The demand shock that King warned of all those years ago in Plymouth has occurred on a scale he could never have imagined, and it's made the Bank's position as guardian of price stability an extraordinarily uncomfortable one.
As for meddling in affairs he's not supposed to, the Governor is still not forgiven by the hierarchy of the last Labour government for his implied but repeated criticisms of their fiscal policies. Brown was left asking in exasperation why on earth he'd given King a second term after the Governor appeared before the Treasury Select Committee in early 2009 to insist that the country couldn't afford a second fiscal stimulus. King's remarks put the kibosh on the Prime Minister's plans more effectively than open rebellion in the markets ever could have.
Yet in this regard, King is only another in the grand tradition of Bank governors who kick against the incumbent government. What is the point of a central banker if he can't warn of the dangers of reckless, politically inspired policies? In fact, King has been relatively measured in his remarks on fiscal affairs when compared with his opposite numbers at the Fed and the ECB.

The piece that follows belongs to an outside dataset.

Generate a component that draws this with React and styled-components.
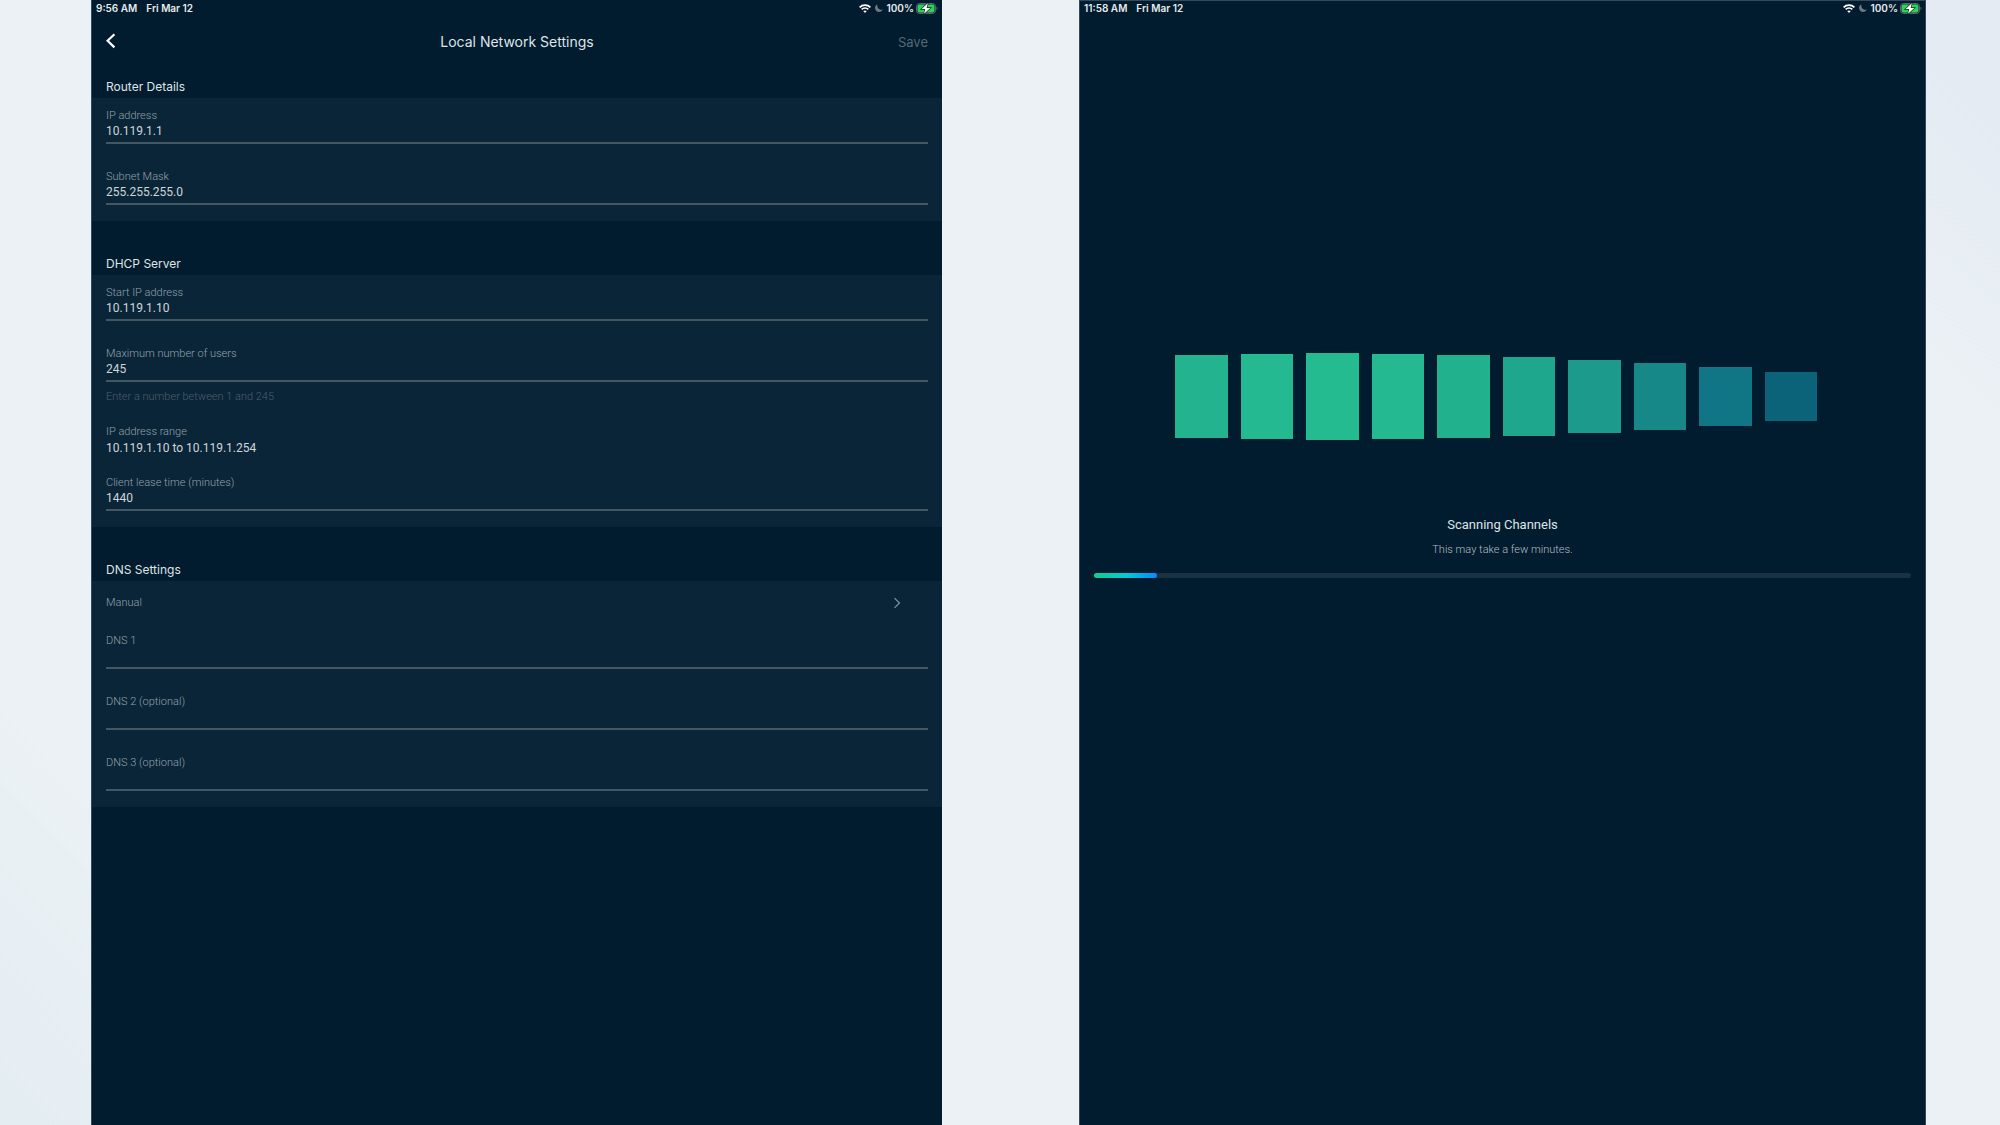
import * as React from "react"
import styled, { createGlobalStyle } from "styled-components"

const GlobalStyle = createGlobalStyle`
    *,
    *::before,
    *::after {
        box-sizing: border-box;
    }
    body {
        margin: 0;
        font-family: Roboto, "Liberation Sans", sans-serif;
        font-weight: 400;
        color: #dfe4e7;
    }
    h1,
    h2,
    p {
        margin: 0;
        font-weight: inherit;
    }
    button,
    input {
        margin: 0;
        padding: 0;
        border: none;
        background: none;
        color: inherit;
        font: inherit;
    }
`

const Page = styled.div`
    min-height: 100vh;
    display: grid;
    grid-template-columns: 851fr 847fr;
    gap: 137px;
    padding: 0 74px 0 91px;
    background: linear-gradient(
        45deg,
        #e4edf2 0%,
        #ebf1f5 14%,
        #ebf1f5 86%,
        #e4ebf2 96%
    );
`

const Screen = styled.main`
    display: flex;
    flex-direction: column;
    background: #001c2e;
    border-left: 1px solid #34495a;
    box-shadow: ${({ $framed }) =>
        $framed ? "inset 0 1px #34495a, inset -1px 0 #34495a" : "none"};
`

const StatusBar = styled.div`
    display: flex;
    align-items: center;
    justify-content: space-between;
    height: 16px;
    padding: 0 4px;
    font-family: Inter, "Liberation Sans", sans-serif;
    font-size: 10px;
    font-weight: 600;
    line-height: 16px;
    color: #e6eaec;
`

const StatusGroup = styled.div`
    display: flex;
    align-items: center;
    gap: ${({ $gap }) => $gap}px;
`

const NavBar = styled.header`
    display: grid;
    grid-template-columns: 1fr auto 1fr;
    align-items: center;
    height: 52px;
    margin-bottom: 8px;
    padding: 0 14px;
    font-family: Inter, "Liberation Sans", sans-serif;
`

const BackButton = styled.button`
    display: flex;
    justify-self: start;
    padding-bottom: 3px;
    color: #fff;
`

const NavTitle = styled.h1`
    font-size: 14px;
    line-height: 20px;
`

const SaveButton = styled.button`
    justify-self: end;
    font-size: 13px;
    line-height: 20px;
    color: #566874;
`

const Section = styled.section`
    & + & {
        margin-top: 32px;
    }
`

const SectionTitle = styled.h2`
    padding: 1px 14px;
    font-family: Inter, "Liberation Sans", sans-serif;
    font-size: 12px;
    line-height: 20px;
`

const Card = styled.div`
    display: flex;
    flex-direction: column;
    padding: 10px 14px 16px;
    background: #0a2538;
`

const FieldBox = styled.div`
    display: flex;
    flex-direction: column;

    & + & {
        margin-top: 25px;
    }
`

const Label = styled.label`
    font-size: 11px;
    font-weight: 300;
    line-height: 15px;
    color: #93a1ab;
`

const Input = styled.input`
    width: 100%;
    height: 21px;
    padding-bottom: 4px;
    border-bottom: 2px solid #425664;
    border-radius: 0;
    font-size: 12px;
    line-height: 15px;
    color: #cfd6da;
    outline: none;
`

const Hint = styled.p`
    margin-top: 7px;
    font-size: 11px;
    font-weight: 300;
    line-height: 15px;
    color: #4a5e6c;
`

const RangeBox = styled.div`
    display: flex;
    flex-direction: column;
    gap: 2px;
    margin: 20px 0 19px;
`

const RangeLabel = styled.p`
    font-size: 11px;
    font-weight: 300;
    line-height: 15px;
    color: #93a1ab;
`

const RangeValue = styled.p`
    font-size: 12px;
    line-height: 15px;
    color: #cfd6da;
`

const ModeButton = styled.button`
    display: flex;
    align-items: center;
    justify-content: space-between;
    height: 23px;
    margin-bottom: 19px;
    padding-right: 27px;
    font-size: 11px;
    font-weight: 300;
    line-height: 15px;
    color: #93a1ab;
`

const ScanArea = styled.div`
    display: flex;
    flex-direction: column;
    align-items: center;
    padding: 337px 15px 0 14px;
`

const Bars = styled.div`
    display: flex;
    align-items: center;
    gap: 13px;
    width: 100%;
    height: 87px;
    padding: 0 94px 0 81px;
`

const Bar = styled.div`
    flex: 1;
    height: ${({ $height }) => $height}px;
    background: ${({ $color }) => $color};
`

const ScanTitle = styled.h1`
    margin-top: 75px;
    font-size: 13px;
    line-height: 20px;
`

const ScanText = styled.p`
    margin-top: 7px;
    font-size: 11px;
    font-weight: 300;
    line-height: 15px;
    color: #b4bec5;
`

const Track = styled.div`
    width: 100%;
    height: 5px;
    margin-top: 16px;
    border-radius: 3px;
    background: #1a3142;
`

const TrackFill = styled.div`
    height: 100%;
    border-radius: 3px;
    background: linear-gradient(to right, #14c98c 0%, #00cdd6 50%, #008bff 100%);
`

const bars = [
    { height: 83, color: "#23b38e" },
    { height: 85, color: "#24b990" },
    { height: 87, color: "#24bb91" },
    { height: 85, color: "#24b990" },
    { height: 83, color: "#22b18d" },
    { height: 79, color: "#1fa78d" },
    { height: 73, color: "#1c9a8c" },
    { height: 67, color: "#178888" },
    { height: 59, color: "#107585" },
    { height: 49, color: "#0a6379" },
]

const WifiIcon = () => (
    <svg width="12" height="9" viewBox="0 0 12 9" fill="none" aria-hidden="true">
        <path d="M0.6 3.3C3.6 0.3 8.4 0.3 11.4 3.3" stroke="#fff" strokeWidth="1.7" />
        <path d="M2.7 5.4C4.5 3.6 7.5 3.6 9.3 5.4" stroke="#fff" strokeWidth="1.6" />
        <path d="M6 8.9L4.2 7.1C5.2 6.2 6.8 6.2 7.8 7.1Z" fill="#fff" />
    </svg>
)

const MoonIcon = () => (
    <svg width="8" height="8" viewBox="0 0 8 8" aria-hidden="true">
        <path
            d="M2.4 0.3C0.6 1.1 0 2.6 0 4C0 6.2 1.8 8 4 8C5.6 8 7.2 7.1 7.8 5.6C4.6 6.6 1.6 3.8 2.4 0.3Z"
            fill="#6b7983"
        />
    </svg>
)

const BatteryIcon = () => (
    <svg width="22" height="11" viewBox="0 0 22 11" aria-hidden="true">
        <rect
            x="0.5"
            y="0.5"
            width="19"
            height="10"
            rx="3"
            fill="#1d3445"
            stroke="#566672"
        />
        <path d="M20.5 3.8C21.8 4.1 21.8 6.9 20.5 7.2Z" fill="#566672" />
        <rect x="1.6" y="1.6" width="16.8" height="7.8" rx="1.8" fill="#30d158" />
        <path
            d="M11.8 0.2L5.6 6.1H9.2L8.1 10.8L14.3 4.9H10.7Z"
            fill="#fff"
            stroke="#12301f"
            strokeWidth="1.4"
            paintOrder="stroke"
        />
    </svg>
)

const Status = ({ time }) => {
    return (
        <StatusBar>
            <StatusGroup $gap={9}>
                <span>{time}</span>
                <span>Fri Mar 12</span>
            </StatusGroup>
            <StatusGroup $gap={4}>
                <WifiIcon />
                <MoonIcon />
                <StatusGroup $gap={2}>
                    <span>100%</span>
                    <BatteryIcon />
                </StatusGroup>
            </StatusGroup>
        </StatusBar>
    )
}

const Field = ({ id, label, value = "", hint }) => {
    return (
        <FieldBox>
            <Label htmlFor={id}>{label}</Label>
            <Input id={id} type="text" defaultValue={value} />
            {hint && <Hint>{hint}</Hint>}
        </FieldBox>
    )
}

const NetworkSettings = () => {
    return (
        <Screen>
            <Status time="9:56 AM" />
            <NavBar>
                <BackButton aria-label="Back">
                    <svg width="10" height="16" viewBox="0 0 10 16" fill="none">
                        <path d="M8.4 1.2L1.6 7.8L8.4 14.4" stroke="currentColor" strokeWidth="2.2" />
                    </svg>
                </BackButton>
                <NavTitle>Local Network Settings</NavTitle>
                <SaveButton>Save</SaveButton>
            </NavBar>

            <Section>
                <SectionTitle>Router Details</SectionTitle>
                <Card>
                    <Field id="ip" label="IP address" value="10.119.1.1" />
                    <Field id="mask" label="Subnet Mask" value="255.255.255.0" />
                </Card>
            </Section>

            <Section>
                <SectionTitle>DHCP Server</SectionTitle>
                <Card>
                    <Field id="start" label="Start IP address" value="10.119.1.10" />
                    <Field
                        id="users"
                        label="Maximum number of users"
                        value="245"
                        hint="Enter a number between 1 and 245"
                    />
                    <RangeBox>
                        <RangeLabel>IP address range</RangeLabel>
                        <RangeValue>10.119.1.10 to 10.119.1.254</RangeValue>
                    </RangeBox>
                    <Field id="lease" label="Client lease time (minutes)" value="1440" />
                </Card>
            </Section>

            <Section>
                <SectionTitle>DNS Settings</SectionTitle>
                <Card>
                    <ModeButton>
                        Manual
                        <svg width="8" height="12" viewBox="0 0 8 12" fill="none" aria-hidden="true">
                            <path d="M1.5 1.2L6.5 6L1.5 10.8" stroke="#8a98a2" strokeWidth="1.1" />
                        </svg>
                    </ModeButton>
                    <Field id="dns1" label="DNS 1" />
                    <Field id="dns2" label="DNS 2 (optional)" />
                    <Field id="dns3" label="DNS 3 (optional)" />
                </Card>
            </Section>
        </Screen>
    )
}

const ChannelScan = ({ progress }) => {
    return (
        <Screen $framed>
            <Status time="11:58 AM" />
            <ScanArea>
                <Bars>
                    {bars.map((bar, i) => (
                        <Bar key={i} $height={bar.height} $color={bar.color} />
                    ))}
                </Bars>
                <ScanTitle>Scanning Channels</ScanTitle>
                <ScanText>This may take a few minutes.</ScanText>
                <Track
                    role="progressbar"
                    aria-label="Scanning Channels"
                    aria-valuenow={progress}
                    aria-valuemin={0}
                    aria-valuemax={100}
                >
                    <TrackFill style={{ width: `${progress}%` }} />
                </Track>
            </ScanArea>
        </Screen>
    )
}

const App = () => {
    return (
        <>
            <GlobalStyle />
            <Page>
                <NetworkSettings />
                <ChannelScan progress={7.7} />
            </Page>
        </>
    )
}

export default App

So there's the case both for the prosecution and the defence. As the Bank prepares to take on its new, all-embracing powers, the most remarkable thing about it all is quite how durable, in the face of abject disaster, the Brownite settlement around independence has been.
If the Chancellor had been wholly responsible for economic management throughout, this would have been a crisis for
the Treasury much worse than that of Britain's doomed membership of the ERM (European Exchange Rate Mechanism). It would have utterly destroyed the Treasury's credibility.